The first thing that a BCH decoder does is to compute the syndrome which uses polynomial evaluation at the $n$-th roots of unity. Other computations also require polynomial evaluations, and in such cases, it is very convenient to have the polynomial coefficients become available in descending order of degree so that Horner's method for polynomial evaluation can be used. It is more troublesome to have the coefficients become available in ascending order. This convention extends even to the data polynomials for systematic BCH encoders. If the data enters the encoder in order $u_0$ followed by $u_1$ etc, it is best to define the data polynomial as $\tilde u(z) = z^{k-1}u(z^{-1})$ which is the reverse of the data polynomial defined earlier. The transmitted codeword then is
$$[\tilde u_{k-1}, \tilde u_{k-2}, \cdots, \tilde u_0, n-k \text{ parity symbols} ] = [u_0, u_1, \cdots, u_{k-1},
n-k \text{ parity symbols } ],$$
that is, the data symbols appear in the transmitted codeword in exactly the same order as they entered the encoder. The transmitted codeword polynomial is
$$\tilde C(z) = z^{n-k}\tilde u(z) + \cdots = u_0z^{n-1} + u_1z^{n-2} + \cdots + u_{k-1}z^{n-k} + \cdots $$
To find the rest of the codeword polynomial coefficients, what the encoder does is to divide $u_0z^{n-1} + u_1z^{n-2} + \cdots + u_{k-1}z^{n-k}$ by the generator polynomial to get a remainder polynomial $r(z)$ of degree $n-k-1$ (and hence $n-k$ coefficients). The codeword polynomial then can be written as
$$\tilde C(z) = z^{n-k}\tilde u(z) + \cdots = u_0z^{n-1} + u_1z^{n-2} + \cdots + u_{k-1}z^{n-k} - r(z) $$ and is a multiple of the generator polynomial $\tilde g(z)$.

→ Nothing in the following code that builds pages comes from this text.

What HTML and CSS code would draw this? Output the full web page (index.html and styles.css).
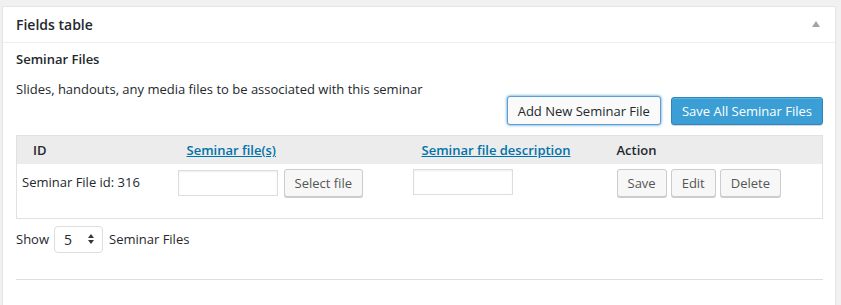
FILE: index.html
```html
<!DOCTYPE html>
<html lang="en">
<head>
    <meta charset="UTF-8">
    <meta name="viewport" content="width=device-width, initial-scale=1.0">
    <title>Fields table</title>
    <link rel="stylesheet" href="styles.css">
</head>
<body>
    <div class="postbox">
        <div class="postbox-header">
            <h2>Fields table</h2>
            <svg class="toggle" width="10" height="8" viewBox="0 0 10 8"><polygon points="5,1 9,7 1,7" fill="#a0a5aa"/></svg>
        </div>
        <div class="inside">
            <h3>Seminar Files</h3>
            <p class="description">Slides, handouts, any media files to be associated with this seminar</p>
            <div class="top-actions">
                <button class="button focused">Add New Seminar File</button>
                <button class="button button-primary">Save All Seminar Files</button>
            </div>

            <table class="fields">
                <colgroup>
                    <col class="col-id">
                    <col class="col-file">
                    <col class="col-desc">
                    <col class="col-action">
                </colgroup>
                <thead>
                    <tr>
                        <th class="th-id">ID</th>
                        <th><a href="#">Seminar file(s)</a></th>
                        <th><a href="#">Seminar file description</a></th>
                        <th class="th-action">Action</th>
                    </tr>
                </thead>
                <tbody>
                    <tr>
                        <td class="td-id">Seminar File id: 316</td>
                        <td>
                            <div class="cell-row">
                                <input type="text" class="field">
                                <button class="button">Select file</button>
                            </div>
                        </td>
                        <td>
                            <div class="cell-row">
                                <input type="text" class="field">
                            </div>
                        </td>
                        <td>
                            <div class="cell-row tight">
                                <button class="button">Save</button>
                                <button class="button">Edit</button>
                                <button class="button">Delete</button>
                            </div>
                        </td>
                    </tr>
                </tbody>
            </table>

            <div class="per-page">
                <span>Show</span>
                <div class="select-box">
                    <span>5</span>
                    <svg width="8" height="12" viewBox="0 0 8 12"><polygon points="4,1 7,5 1,5" fill="#32373c"/><polygon points="4,11 7,7 1,7" fill="#32373c"/></svg>
                </div>
                <span>Seminar Files</span>
            </div>

            <hr class="divider">
        </div>
    </div>
</body>
</html>
```

FILE: styles.css
```css
body {
    margin: 0;
    background-color: #f1f1f1;
    font-family: "Open Sans", Arial, sans-serif;
    font-size: 13px;
    color: #23282d;
}
.postbox {
    margin: 6px 5px 0 2px;
    height: 320px;
    background-color: #fff;
    border: 1px solid #e5e5e5;
    box-shadow: 0 1px 1px rgba(0, 0, 0, 0.04);
}
.postbox-header {
    display: flex;
    align-items: center;
    justify-content: space-between;
    height: 35px;
    padding: 0 14px 0 13px;
    border-bottom: 1px solid #eee;
}
.postbox-header h2 {
    margin: 0;
    font-size: 14px;
    font-weight: 600;
    line-height: 1;
}
.toggle {
    margin-top: -1px;
}
.inside {
    padding: 0 12px 0 13px;
}
.inside h3 {
    margin: 7px 0 0;
    font-size: 13px;
    font-weight: 600;
    line-height: 18px;
}
.description {
    margin: 14px 0 0;
    line-height: 14px;
}
.top-actions {
    display: flex;
    justify-content: flex-end;
    align-items: center;
    gap: 10px;
}
.button {
    height: 28px;
    padding: 0 10px;
    font-family: inherit;
    font-size: 13px;
    line-height: 26px;
    color: #555;
    background-color: #f7f7f7;
    border: 1px solid #ccc;
    border-radius: 3px;
    box-shadow: 0 1px 0 #ccc;
    cursor: pointer;
}
.button.focused {
    height: 29px;
    color: #23282d;
    background-color: #fafafa;
    border-color: #5b9dd9;
    box-shadow: 0 0 3px rgba(0, 115, 170, 0.8);
}
.button-primary {
    color: #fff;
    background-color: #3b9fd5;
    border-color: #2a86bd;
    box-shadow: inset 0 1px 0 rgba(120, 200, 230, 0.5), 0 1px 0 rgba(0, 0, 0, 0.15);
}
.fields {
    width: 100%;
    margin-top: 10px;
    border-collapse: collapse;
    border: 1px solid #e1e1e1;
    table-layout: fixed;
}
.col-id { width: 155px; }
.col-file { width: 235px; }
.col-desc { width: 204px; }
.fields th {
    height: 28px;
    padding: 0 0 0 15px;
    text-align: left;
    font-weight: 600;
    background-color: #ececec;
}
.fields th.th-id {
    padding-left: 16px;
}
.fields th.th-action {
    padding-left: 6px;
}
.fields th a {
    color: #0073aa;
    text-decoration: underline;
}
.fields td {
    height: 54px;
    padding: 5px 0 0 6px;
    vertical-align: top;
    box-sizing: border-box;
}
.fields td.td-id {
    padding: 9px 0 0 5px;
    line-height: 18px;
}
.cell-row {
    display: flex;
    align-items: center;
    gap: 6px;
}
.cell-row.tight {
    gap: 4px;
}
.field {
    width: 100px;
    height: 26px;
    box-sizing: border-box;
    margin: 0;
    border: 1px solid #ddd;
    box-shadow: inset 0 1px 2px rgba(0, 0, 0, 0.07);
}
.per-page {
    display: flex;
    align-items: center;
    gap: 5px;
    margin-top: 7px;
}
.select-box {
    display: flex;
    align-items: center;
    justify-content: space-between;
    width: 49px;
    height: 27px;
    box-sizing: border-box;
    padding: 0 7px 0 9px;
    border: 1px solid #ddd;
    border-radius: 4px;
    font-size: 14px;
    margin-right: 1px;
}
.divider {
    margin: 26px 0 0;
    border: 0;
    border-top: 1px solid #ddd;
}
```
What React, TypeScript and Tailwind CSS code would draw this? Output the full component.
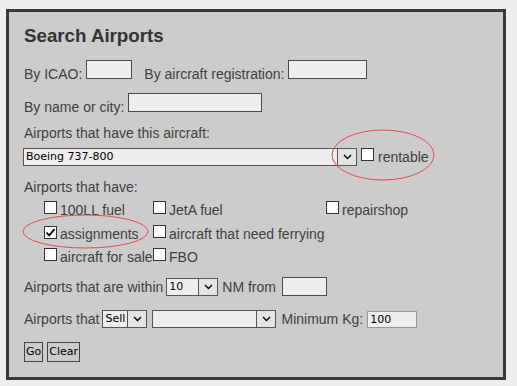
import * as React from 'react';

const Check = ({ checked = false }: { checked?: boolean }) => (
  <span className="inline-flex w-[13px] h-[13px] shrink-0 items-center justify-center border border-[#333] bg-white">
    {checked && (
      <svg width="11" height="11" viewBox="0 0 11 11">
        <path d="M1.5 5.5 L4.2 8.3 L9.5 2.2" fill="none" stroke="#000" strokeWidth="1.8" />
      </svg>
    )}
  </span>
);

const Select = ({ value, className }: { value: string; className: string }) => (
  <span className={`flex h-[18px] border border-[#555] bg-[#eeeeee] ${className}`}>
    <select
      defaultValue={value}
      className="min-w-0 flex-1 appearance-none bg-transparent pl-[2px] font-['DejaVu_Sans',sans-serif] text-[11px] leading-[16px] text-black outline-none"
    >
      <option>{value}</option>
    </select>
    <span className="flex w-[19px] items-center justify-center border-l border-[#555] bg-[#e4e4e4]">
      <svg width="9" height="6" viewBox="0 0 9 6">
        <path d="M1 1 L4.5 4.5 L8 1" fill="none" stroke="#000" strokeWidth="1.4" />
      </svg>
    </span>
  </span>
);

const TextInput = ({ className, value = '', light = false }: { className: string; value?: string; light?: boolean }) => (
  <input
    type="text"
    defaultValue={value}
    className={`border bg-[#eeeeee] px-[2px] font-['DejaVu_Sans',sans-serif] text-[11px] text-black outline-none ${
      light ? 'border-[#999]' : 'border-[#4a4a4a]'
    } ${className}`}
  />
);

const Option = ({ label, checked }: { label: string; checked?: boolean }) => (
  <div className="flex items-start whitespace-nowrap">
    <span className="mt-[2px]">
      <Check checked={checked} />
    </span>
    <span className="ml-[3px] mt-[3px]">{label}</span>
  </div>
);

export default function App() {
  return (
    <div className="relative h-[386px] w-[517px] bg-[#eeeeee] pl-[6px] pt-[9px] font-['Liberation_Sans',Arial,sans-serif] text-[14px] leading-[16px] text-[#404040]">
      <div className="flex h-[371px] w-[500px] flex-col border-[3px] border-[#383838] bg-[#cccccc] pl-[15px] pt-[13px]">
        <h3 className="text-[18.72px] font-bold leading-[22px] text-[#333]">Search Airports</h3>

        {/* ICAO / registration */}
        <div className="mt-[13px] flex h-[19px] items-start">
          <span className="mt-[6px]">By ICAO:</span>
          <TextInput className="ml-[4px] h-[19px] w-[46px]" />
          <span className="ml-[12px] mt-[6px]">By aircraft registration:</span>
          <TextInput className="ml-[4px] h-[19px] w-[79px]" />
        </div>

        <div className="mt-[14px] flex h-[19px] items-start">
          <span className="mt-[6px]">By name or city:</span>
          <TextInput className="ml-[4px] h-[19px] w-[134px]" />
        </div>

        <div className="mt-[13px] h-[16px]">Airports that have this aircraft:</div>
        <div className="mt-[7px] flex h-[18px] items-start">
          <Select value="Boeing 737-800" className="-ml-[1px] w-[334px]" />
          <span className="ml-[4px]">
            <Check />
          </span>
          <span className="ml-[4px] mt-[1px]">rentable</span>
        </div>

        <div className="mt-[13px] h-[16px]">Airports that have:</div>
        <div className="ml-[20px] mt-[4px] grid grid-cols-[109px_173px_auto] auto-rows-[23.5px]">
          <Option label="100LL fuel" />
          <Option label="JetA fuel" />
          <Option label="repairshop" />
          <Option label="assignments" checked />
          <Option label="aircraft that need ferrying" />
          <div />
          <Option label="aircraft for sale" />
          <Option label="FBO" />
        </div>

        <div className="mt-[7.5px] flex h-[19px] items-center">
          <span>Airports that are within</span>
          <Select value="10" className="ml-[3px] w-[52px]" />
          <span className="ml-[4px]">NM from</span>
          <TextInput className="ml-[6px] h-[19px] w-[45px]" />
        </div>

        <div className="mt-[14px] flex h-[18px] items-center">
          <span>Airports that</span>
          <Select value="Sell" className="ml-[3px] w-[45px]" />
          <Select value="" className="ml-[5px] w-[124px]" />
          <span className="ml-[5px]">Minimum Kg:</span>
          <TextInput value="100" light className="ml-[4px] h-[17px] w-[50px]" />
        </div>

        <div className="mt-[14px] flex">
          <button className="h-[20px] border border-[#444] px-[1px] font-['DejaVu_Sans',sans-serif] text-[11px] leading-[18px] text-black">
            Go
          </button>
          <button className="ml-[4px] h-[20px] border border-[#444] px-[1px] font-['DejaVu_Sans',sans-serif] text-[11px] leading-[18px] text-black">
            Clear
          </button>
        </div>
      </div>

      {/* red annotation rings */}
      <svg className="pointer-events-none absolute inset-0" width="517" height="386">
        <ellipse cx="383" cy="155" rx="51" ry="25" fill="none" stroke="#e5484d" strokeWidth="1" />
        <ellipse cx="85.5" cy="231.5" rx="62.5" ry="16.5" fill="none" stroke="#e5484d" strokeWidth="1" />
      </svg>
    </div>
  );
}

Finally, an answer to the OP's observation:
The set of codewords comprising the $[q-1,k]$ BCH code described above is exactly the same as the set of codewords comprising the original formulation Reed-Solomon code with "evaluation points" $\alpha^0, \alpha^1, \alpha^2, \cdots, \alpha^{q-2}$. Now, there exists a degree-$(k-1)$ data polynomial $v(x)$ such that $v(\alpha^i) = u_i, 0 \leq i \leq k-1$, which can be found via Lagrange interpolation as suggested in the Wikipedia article on Reed-Solomon codes that is cited by the OP. Then,
\begin{array}{lllllllll}\mathbf C^{(\mathbf v)} &= [v(\alpha^0)& v(\alpha^1)& \cdots & v(\alpha^{k-1})& v(\alpha^k)& \cdots & v(\alpha^{q-2})]\\
&= [u_0 & u_1& \cdots& u_{k-1} &v(\alpha^k)& \cdots& v(\alpha^{q-2})]
\end{array}
is indeed a codeword in the original formulation Reed-Solomon code, as well as a codeword in the BCH code whose generator polynomial has zeroes $\alpha^k, \alpha^{k+1}, \cdots, \alpha^{q-2}$ exactly as found by the OP. What I don't have is what the OP seeks: a reference for where this proof can be found in the literature.